Aug 9, 2017 at 14:18 comment added Lilienthal Mod Outright bad questions that are incorrectly marked as dupes should probably be reclosed as off-topic as I think the auto-cleanup won't delete duplicate questions. If this hadn't been on 2 reopen votes already I'd have probably removed the duplicate and reclosed it myself.
Aug 9, 2017 at 14:16 comment added Lilienthal Mod Then the question should be "How can I convince HR / my manager to take action?" and that's not what it says right now. He's not asking "how do I keep the team going after 2 years of this", he wants firing advice and that's both a legal and managerial minefield in OP's situation. As for your second question, IIRC the SOP according to main meta is to not reopen and reclose questions just because the close reason is incorrect but I believe that is mainly about using the wrong off-topic close reason. Duplicates are different.
Aug 9, 2017 at 13:34 comment added David K @Lilienthal I agree the question could certainly be improved, but I think the situation is still on-topic. Part of the problem is that HR and the manager aren't being helpful, so he needs to know how to at least not make things worse with no direction. In This Meta discussion the consensus was that if a question is on-topic but a duplicate, it should be reopened and then closed again. If a question is off-topic but not a duplicate, would the same logic apply? (I'm undecided on that last point, as it is slightly different.)

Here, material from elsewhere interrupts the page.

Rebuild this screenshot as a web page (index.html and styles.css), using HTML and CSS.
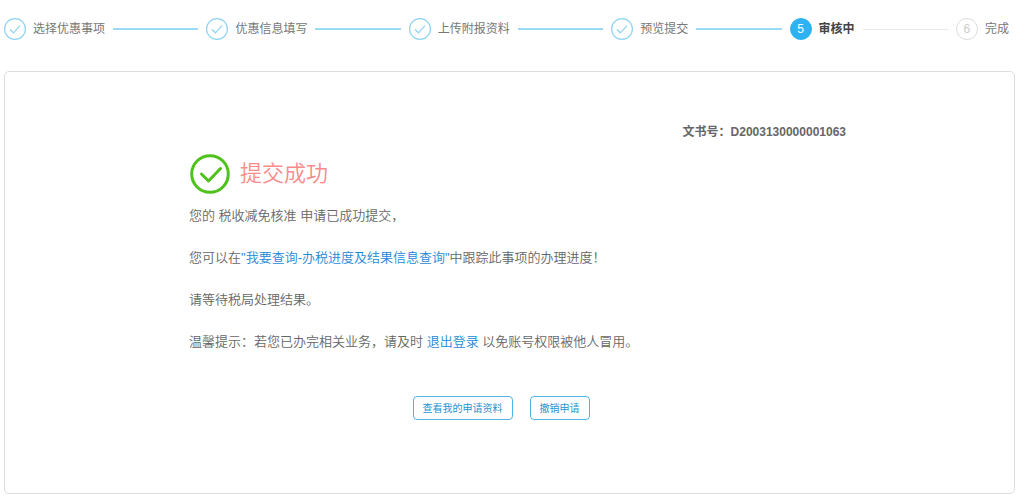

Aug 9, 2017 at 13:16 comment added Lilienthal Mod I agree that this isn't a duplicate but do you think the question deserves being reopened? "This is a first for me so what steps should I be taking to ensure that if my subordinate is fired there are no repercussions?" is a question that is very difficult to answer even in a general fashion. The question is a giant wall of text and the only advice I think the OP needs is to ask HR and his own manager how to handle it. They're the ones telling him to proceed with care, they should be able to define what that means.